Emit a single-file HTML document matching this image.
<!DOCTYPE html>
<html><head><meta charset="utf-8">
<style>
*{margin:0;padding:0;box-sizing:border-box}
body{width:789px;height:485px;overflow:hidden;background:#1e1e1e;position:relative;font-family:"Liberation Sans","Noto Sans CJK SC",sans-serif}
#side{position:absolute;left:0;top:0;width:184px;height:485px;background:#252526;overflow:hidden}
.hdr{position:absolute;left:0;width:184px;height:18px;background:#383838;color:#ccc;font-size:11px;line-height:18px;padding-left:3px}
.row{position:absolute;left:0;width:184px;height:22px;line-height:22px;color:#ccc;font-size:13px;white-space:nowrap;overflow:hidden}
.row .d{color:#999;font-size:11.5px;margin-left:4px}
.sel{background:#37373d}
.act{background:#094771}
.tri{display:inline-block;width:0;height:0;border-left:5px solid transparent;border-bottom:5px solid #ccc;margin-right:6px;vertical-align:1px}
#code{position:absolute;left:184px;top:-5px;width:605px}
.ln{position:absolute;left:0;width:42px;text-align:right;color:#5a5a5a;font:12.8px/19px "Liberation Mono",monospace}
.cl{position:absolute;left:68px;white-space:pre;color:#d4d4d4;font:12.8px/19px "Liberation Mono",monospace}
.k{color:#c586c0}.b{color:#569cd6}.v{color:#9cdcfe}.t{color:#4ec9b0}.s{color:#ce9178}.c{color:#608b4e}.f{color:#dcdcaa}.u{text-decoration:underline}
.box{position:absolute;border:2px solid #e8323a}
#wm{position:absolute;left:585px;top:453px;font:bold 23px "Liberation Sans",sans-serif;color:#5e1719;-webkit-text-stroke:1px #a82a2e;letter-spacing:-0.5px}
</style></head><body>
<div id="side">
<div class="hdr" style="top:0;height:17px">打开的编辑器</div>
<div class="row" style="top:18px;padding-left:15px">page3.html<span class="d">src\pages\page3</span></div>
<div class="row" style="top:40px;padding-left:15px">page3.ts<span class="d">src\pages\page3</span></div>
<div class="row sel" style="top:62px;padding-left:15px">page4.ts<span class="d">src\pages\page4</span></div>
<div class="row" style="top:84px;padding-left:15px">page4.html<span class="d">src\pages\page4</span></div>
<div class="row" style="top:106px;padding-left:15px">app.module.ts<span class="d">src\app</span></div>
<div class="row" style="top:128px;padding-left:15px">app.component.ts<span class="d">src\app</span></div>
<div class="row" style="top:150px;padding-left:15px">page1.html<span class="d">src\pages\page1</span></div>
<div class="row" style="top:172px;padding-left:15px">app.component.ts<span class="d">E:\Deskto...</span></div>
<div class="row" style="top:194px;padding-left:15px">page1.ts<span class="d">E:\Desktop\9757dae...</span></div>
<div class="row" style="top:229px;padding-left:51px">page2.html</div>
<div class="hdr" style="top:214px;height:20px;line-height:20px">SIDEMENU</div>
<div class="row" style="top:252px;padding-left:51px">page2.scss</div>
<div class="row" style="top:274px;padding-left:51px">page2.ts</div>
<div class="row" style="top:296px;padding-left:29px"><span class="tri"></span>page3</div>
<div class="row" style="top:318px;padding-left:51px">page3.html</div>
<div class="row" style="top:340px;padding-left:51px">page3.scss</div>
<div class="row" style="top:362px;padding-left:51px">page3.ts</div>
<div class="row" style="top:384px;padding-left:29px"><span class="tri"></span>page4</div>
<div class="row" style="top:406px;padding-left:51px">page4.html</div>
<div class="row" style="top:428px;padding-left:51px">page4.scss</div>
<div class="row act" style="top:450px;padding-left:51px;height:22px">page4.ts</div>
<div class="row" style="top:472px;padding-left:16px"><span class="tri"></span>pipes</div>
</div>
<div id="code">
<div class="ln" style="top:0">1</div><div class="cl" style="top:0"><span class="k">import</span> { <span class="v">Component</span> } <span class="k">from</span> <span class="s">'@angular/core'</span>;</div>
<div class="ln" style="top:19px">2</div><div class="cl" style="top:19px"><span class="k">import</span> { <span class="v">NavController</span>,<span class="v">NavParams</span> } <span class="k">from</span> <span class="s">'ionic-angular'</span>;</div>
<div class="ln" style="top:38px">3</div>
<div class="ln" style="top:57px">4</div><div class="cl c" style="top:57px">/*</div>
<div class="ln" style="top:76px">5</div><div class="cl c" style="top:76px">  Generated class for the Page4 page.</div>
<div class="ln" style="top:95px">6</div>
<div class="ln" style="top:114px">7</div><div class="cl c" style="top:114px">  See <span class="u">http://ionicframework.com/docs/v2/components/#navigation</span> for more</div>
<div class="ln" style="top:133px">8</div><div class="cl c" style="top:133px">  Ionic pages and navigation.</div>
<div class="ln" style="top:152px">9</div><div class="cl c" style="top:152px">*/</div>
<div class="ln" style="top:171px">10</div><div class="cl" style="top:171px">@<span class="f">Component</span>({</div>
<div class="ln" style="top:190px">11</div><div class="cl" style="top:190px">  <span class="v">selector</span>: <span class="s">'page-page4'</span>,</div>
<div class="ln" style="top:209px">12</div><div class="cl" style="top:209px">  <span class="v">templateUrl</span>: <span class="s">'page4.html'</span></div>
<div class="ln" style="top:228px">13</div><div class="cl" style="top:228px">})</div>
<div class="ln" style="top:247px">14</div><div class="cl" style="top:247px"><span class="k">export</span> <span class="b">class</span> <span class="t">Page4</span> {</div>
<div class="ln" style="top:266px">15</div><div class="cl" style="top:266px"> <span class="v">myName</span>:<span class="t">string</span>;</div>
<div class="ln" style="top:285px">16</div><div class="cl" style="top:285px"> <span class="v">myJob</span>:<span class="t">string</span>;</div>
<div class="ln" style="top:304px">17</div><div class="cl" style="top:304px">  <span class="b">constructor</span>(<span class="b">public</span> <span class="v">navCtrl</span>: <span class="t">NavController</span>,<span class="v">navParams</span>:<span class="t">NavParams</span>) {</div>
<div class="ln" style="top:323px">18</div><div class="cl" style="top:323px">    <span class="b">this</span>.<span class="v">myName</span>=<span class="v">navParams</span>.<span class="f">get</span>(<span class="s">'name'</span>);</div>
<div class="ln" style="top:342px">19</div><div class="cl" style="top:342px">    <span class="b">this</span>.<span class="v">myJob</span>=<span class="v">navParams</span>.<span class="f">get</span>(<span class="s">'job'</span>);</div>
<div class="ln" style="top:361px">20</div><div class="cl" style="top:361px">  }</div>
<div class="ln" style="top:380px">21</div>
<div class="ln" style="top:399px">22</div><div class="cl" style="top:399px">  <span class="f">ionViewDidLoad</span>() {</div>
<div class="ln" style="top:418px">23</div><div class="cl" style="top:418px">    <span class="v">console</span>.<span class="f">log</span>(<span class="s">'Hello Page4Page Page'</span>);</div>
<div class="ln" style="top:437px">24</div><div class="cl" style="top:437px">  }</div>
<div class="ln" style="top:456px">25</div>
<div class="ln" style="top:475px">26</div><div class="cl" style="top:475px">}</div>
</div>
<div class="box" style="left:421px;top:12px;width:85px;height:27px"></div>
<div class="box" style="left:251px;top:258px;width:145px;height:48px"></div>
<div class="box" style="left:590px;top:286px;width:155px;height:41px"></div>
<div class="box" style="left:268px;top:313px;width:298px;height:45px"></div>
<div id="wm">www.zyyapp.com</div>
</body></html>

····················

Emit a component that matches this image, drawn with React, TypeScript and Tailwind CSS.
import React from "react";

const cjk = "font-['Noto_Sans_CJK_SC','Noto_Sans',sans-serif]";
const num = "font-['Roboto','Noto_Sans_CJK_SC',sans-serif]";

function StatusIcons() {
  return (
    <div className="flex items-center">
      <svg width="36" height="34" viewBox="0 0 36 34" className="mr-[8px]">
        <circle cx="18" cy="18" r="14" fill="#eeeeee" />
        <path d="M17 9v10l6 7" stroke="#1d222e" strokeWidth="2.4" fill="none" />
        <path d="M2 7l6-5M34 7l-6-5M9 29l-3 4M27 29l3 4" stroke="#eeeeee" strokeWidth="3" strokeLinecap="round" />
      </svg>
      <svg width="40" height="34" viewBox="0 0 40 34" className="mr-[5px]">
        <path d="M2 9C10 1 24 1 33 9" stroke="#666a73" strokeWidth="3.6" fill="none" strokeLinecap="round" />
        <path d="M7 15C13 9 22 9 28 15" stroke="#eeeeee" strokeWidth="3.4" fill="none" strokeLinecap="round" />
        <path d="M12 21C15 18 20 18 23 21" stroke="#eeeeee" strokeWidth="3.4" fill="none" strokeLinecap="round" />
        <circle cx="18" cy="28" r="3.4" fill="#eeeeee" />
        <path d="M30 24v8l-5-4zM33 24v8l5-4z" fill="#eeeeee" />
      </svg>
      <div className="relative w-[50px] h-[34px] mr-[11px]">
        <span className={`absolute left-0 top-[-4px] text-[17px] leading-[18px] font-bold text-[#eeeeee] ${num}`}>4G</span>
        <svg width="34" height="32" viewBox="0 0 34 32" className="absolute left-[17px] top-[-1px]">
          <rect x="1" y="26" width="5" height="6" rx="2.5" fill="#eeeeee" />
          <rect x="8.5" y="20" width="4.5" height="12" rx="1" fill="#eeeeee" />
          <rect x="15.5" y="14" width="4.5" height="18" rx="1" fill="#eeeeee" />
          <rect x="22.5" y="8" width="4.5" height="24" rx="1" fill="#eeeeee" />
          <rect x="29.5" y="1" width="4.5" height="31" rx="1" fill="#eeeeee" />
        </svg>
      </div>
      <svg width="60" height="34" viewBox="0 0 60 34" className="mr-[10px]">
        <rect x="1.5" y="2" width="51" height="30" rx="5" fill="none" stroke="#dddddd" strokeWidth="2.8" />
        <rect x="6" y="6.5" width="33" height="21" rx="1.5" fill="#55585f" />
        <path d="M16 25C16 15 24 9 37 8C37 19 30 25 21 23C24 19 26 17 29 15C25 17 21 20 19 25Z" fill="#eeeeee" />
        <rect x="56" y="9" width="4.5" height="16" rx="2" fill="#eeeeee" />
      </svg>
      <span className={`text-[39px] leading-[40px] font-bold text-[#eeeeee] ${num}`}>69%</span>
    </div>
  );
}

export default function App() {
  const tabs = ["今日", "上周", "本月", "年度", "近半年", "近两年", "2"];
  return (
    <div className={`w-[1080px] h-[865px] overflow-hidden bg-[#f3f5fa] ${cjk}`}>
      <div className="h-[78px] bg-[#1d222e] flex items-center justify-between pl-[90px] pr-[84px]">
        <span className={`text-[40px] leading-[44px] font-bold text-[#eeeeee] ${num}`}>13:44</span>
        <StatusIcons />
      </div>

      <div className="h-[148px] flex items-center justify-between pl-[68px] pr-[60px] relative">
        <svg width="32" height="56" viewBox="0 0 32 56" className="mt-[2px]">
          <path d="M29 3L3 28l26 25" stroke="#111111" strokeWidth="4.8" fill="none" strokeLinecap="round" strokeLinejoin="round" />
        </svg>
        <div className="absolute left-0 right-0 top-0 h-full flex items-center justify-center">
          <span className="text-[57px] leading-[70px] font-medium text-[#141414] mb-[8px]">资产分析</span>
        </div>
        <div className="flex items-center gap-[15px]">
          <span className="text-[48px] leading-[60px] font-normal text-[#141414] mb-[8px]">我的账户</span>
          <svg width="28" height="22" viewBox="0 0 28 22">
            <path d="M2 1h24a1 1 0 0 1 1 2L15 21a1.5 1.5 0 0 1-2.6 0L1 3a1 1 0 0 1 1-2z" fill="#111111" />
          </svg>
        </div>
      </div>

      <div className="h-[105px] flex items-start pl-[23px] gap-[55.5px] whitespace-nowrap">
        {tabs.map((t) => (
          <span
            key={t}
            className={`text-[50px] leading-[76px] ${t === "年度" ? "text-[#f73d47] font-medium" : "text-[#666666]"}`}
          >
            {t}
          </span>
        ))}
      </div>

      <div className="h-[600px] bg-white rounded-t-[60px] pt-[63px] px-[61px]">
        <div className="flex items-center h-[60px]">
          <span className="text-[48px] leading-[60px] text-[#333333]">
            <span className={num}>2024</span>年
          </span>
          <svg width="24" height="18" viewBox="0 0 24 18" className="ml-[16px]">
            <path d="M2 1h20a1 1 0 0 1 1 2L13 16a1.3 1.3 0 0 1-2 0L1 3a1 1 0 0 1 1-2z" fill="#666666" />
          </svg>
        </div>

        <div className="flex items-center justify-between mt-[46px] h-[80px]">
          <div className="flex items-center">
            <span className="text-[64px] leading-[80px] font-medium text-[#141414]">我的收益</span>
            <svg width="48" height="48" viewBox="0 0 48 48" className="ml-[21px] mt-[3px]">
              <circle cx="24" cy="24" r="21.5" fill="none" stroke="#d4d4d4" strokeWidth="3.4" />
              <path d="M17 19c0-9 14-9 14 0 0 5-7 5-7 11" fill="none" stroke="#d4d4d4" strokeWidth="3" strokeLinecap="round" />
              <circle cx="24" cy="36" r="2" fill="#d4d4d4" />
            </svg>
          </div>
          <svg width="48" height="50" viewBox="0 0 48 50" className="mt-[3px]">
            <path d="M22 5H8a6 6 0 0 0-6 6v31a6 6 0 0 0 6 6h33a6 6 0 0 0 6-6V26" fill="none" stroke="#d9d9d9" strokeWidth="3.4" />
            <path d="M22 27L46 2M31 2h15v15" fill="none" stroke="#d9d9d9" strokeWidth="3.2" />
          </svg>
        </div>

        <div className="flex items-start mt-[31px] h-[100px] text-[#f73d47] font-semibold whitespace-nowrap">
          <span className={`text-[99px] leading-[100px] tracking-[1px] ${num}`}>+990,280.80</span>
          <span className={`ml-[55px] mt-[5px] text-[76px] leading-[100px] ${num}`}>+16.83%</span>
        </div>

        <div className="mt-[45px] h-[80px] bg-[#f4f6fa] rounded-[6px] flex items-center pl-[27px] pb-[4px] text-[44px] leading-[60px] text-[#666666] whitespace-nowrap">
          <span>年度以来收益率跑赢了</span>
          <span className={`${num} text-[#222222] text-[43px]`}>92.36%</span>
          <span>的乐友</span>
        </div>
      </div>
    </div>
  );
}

····················

> **Work instructions**: In the entries above, find every line with the word "React" and list it.

> **Expected answer**:
Emit a component that matches this image, drawn with React, TypeScript and Tailwind CSS.
import React from "react";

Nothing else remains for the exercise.